Some of the schemes likely panned out to be duds. Others required
too much circuitry, at least at the time of the articles, so nobody
wanted to replicate them. And then likely they've been forgotten,
because otherwise more recent technology advances make the past easier
(look at how phasing SSB returned to some level of popularity when
ICs and digital audio came along). Others, like Coherent CW had
the disadvantage that they were a whole system, rather than a
processor, so you needed matching stations at both ends in order
for it all to work.

You can at least look over the cumulative index of Ham Radio magazine,
since someone has put it (or at least some version of it) online
at http://webhome.idirect.com/~griffith/hrindex.htm

Ham Radio seemed to be the place to look for that sort of out of
the ordinary schemes.

The idea is to sample the last IF of a receiver after as much IF
filtering as you can muster, and then using this as the RF input to a
FM modulator. The RF/IF is modulated at the audio frequency you like to
hear while copying CW. The next step is to frequency multiply the FM
modulated signal to increase the bandwidth and up the modulation index.
The following step is to treat it like any normal FM receiver IF and
run it through a limiter stripping off any amplitude information. The
last step is to put the signal into a normal FM discriminator to
recover the modulating tone you used.

What this is supposed to do is reduce or eliminate QRN (not QRM) from
the CW signal making a "quiet" background to copy the CW.
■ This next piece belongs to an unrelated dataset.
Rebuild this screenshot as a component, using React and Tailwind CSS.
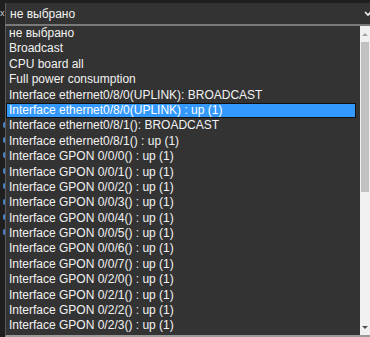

It gets the on/off of the keying, but yes it limits the signals. So
widely varying signals will be at about the same level (though that
may not always be a feature), and any QRN will be limited too.

In thinking about it, I'm not so sure it's all that distant from the
schemes that detect the CW and use that to key an audio oscillator. The
bulk of the circuitry is not there to improve the CW reception, but
to get that needed FM signal, with the incoming CW signal as
the "carrier".

Again, the more I think about it the more I think his later audio based
schemes may implement a similar concept.